## Start
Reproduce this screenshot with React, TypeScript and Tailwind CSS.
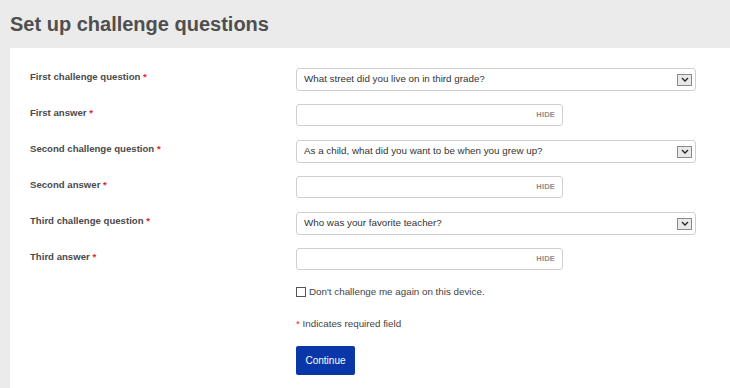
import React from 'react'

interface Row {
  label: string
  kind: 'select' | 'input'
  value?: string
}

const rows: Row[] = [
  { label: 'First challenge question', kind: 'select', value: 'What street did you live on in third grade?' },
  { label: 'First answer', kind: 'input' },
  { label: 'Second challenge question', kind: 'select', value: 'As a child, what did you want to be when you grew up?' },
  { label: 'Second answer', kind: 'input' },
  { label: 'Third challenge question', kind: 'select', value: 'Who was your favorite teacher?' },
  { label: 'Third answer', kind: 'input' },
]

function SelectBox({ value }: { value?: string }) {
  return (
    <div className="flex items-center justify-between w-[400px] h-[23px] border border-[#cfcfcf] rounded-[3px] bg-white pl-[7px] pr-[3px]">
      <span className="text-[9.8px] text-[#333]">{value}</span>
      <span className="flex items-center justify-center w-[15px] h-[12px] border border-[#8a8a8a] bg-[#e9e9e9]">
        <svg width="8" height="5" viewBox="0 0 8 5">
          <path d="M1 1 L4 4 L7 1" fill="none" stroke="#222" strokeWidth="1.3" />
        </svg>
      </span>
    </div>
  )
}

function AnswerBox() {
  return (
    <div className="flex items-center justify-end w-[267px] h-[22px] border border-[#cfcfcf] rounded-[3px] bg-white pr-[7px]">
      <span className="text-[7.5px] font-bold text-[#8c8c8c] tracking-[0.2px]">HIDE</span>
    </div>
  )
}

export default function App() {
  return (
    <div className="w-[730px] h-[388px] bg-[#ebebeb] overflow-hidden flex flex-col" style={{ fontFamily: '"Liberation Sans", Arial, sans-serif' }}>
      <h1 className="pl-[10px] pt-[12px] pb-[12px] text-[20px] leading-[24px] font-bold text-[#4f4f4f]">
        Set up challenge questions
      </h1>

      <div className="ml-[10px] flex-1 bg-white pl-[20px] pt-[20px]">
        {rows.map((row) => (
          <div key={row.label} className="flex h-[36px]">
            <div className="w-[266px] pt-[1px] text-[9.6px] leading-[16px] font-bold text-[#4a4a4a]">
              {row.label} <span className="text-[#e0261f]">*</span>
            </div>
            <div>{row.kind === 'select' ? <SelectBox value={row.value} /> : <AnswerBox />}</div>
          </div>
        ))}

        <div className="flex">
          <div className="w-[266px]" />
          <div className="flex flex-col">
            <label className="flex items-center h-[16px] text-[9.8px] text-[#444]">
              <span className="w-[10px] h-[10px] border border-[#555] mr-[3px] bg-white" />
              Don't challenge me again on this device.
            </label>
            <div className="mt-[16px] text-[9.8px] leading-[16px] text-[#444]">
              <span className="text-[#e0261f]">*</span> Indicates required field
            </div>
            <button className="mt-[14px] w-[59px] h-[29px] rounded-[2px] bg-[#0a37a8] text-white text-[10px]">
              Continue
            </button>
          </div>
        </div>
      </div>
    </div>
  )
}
## End
## Start
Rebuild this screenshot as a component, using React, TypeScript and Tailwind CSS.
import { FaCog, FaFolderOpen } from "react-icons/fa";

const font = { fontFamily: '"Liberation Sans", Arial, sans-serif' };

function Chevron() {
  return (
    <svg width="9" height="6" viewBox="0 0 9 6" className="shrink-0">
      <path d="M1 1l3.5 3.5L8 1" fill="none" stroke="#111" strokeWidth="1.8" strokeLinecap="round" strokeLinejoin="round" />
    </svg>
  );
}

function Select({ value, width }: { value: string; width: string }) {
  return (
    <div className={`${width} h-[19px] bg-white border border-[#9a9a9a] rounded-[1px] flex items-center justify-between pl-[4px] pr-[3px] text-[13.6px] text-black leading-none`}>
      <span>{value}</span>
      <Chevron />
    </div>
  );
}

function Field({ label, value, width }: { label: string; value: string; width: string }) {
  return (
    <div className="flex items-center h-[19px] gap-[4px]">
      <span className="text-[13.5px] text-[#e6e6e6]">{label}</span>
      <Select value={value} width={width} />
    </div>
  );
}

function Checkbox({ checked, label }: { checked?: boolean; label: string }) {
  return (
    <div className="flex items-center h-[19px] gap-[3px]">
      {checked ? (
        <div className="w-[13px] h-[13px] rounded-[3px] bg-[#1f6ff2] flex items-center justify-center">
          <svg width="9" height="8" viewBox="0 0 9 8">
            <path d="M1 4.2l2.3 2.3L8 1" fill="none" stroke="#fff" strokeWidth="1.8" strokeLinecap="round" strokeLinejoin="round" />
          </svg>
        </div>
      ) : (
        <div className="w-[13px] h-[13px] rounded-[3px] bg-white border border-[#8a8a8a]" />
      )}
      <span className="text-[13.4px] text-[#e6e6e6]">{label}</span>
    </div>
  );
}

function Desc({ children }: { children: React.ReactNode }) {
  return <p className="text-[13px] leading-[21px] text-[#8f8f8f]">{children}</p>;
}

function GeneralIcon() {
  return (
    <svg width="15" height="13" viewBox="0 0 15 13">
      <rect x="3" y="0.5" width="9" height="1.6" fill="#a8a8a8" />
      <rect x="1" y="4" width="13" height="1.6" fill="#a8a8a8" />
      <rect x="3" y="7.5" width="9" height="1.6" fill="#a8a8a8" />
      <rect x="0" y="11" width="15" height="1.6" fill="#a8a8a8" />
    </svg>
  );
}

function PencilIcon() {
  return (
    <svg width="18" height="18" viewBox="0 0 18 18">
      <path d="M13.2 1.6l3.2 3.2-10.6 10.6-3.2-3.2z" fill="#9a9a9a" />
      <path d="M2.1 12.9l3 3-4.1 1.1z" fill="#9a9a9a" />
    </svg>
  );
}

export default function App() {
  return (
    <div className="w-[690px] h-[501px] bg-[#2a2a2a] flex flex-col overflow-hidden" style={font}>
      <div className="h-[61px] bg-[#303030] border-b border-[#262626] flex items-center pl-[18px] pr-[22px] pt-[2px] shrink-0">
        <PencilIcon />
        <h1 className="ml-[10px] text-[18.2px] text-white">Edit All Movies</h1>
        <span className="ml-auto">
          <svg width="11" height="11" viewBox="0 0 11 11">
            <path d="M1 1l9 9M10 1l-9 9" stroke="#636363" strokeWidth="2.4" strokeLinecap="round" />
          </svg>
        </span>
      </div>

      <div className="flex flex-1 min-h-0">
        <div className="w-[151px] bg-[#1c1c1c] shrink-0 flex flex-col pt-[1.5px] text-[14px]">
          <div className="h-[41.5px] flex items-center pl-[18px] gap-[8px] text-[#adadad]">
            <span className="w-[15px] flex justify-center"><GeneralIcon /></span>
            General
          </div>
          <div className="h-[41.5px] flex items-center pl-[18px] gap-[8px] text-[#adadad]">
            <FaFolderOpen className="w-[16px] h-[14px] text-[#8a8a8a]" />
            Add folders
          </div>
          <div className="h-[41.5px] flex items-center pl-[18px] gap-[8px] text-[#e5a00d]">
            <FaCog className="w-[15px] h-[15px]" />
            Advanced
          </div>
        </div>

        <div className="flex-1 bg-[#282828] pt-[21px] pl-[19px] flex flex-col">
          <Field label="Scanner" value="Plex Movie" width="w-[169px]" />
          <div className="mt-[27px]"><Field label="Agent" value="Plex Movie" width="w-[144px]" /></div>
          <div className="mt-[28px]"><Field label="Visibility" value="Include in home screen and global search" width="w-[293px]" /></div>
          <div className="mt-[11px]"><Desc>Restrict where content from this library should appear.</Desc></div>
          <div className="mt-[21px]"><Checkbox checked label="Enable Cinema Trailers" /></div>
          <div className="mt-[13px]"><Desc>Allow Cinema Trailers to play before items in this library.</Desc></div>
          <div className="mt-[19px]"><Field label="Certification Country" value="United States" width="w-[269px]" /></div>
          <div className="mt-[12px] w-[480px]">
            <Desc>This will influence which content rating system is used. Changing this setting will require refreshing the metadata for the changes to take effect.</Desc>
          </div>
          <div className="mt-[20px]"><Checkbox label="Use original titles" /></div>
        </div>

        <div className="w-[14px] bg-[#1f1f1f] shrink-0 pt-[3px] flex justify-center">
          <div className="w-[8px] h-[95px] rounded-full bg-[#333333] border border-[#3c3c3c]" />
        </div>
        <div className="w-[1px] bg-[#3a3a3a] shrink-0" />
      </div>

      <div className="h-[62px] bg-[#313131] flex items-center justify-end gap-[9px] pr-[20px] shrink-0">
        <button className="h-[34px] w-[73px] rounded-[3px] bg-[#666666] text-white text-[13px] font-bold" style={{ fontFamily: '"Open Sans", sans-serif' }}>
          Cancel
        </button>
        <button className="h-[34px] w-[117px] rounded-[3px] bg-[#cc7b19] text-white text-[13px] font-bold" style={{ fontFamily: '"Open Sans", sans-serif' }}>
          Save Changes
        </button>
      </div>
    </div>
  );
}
## End
STATED GOAL:
Say how many lines hold the word "screenshot", giving the number and nothing else.

WRITTEN SOLUTION:
2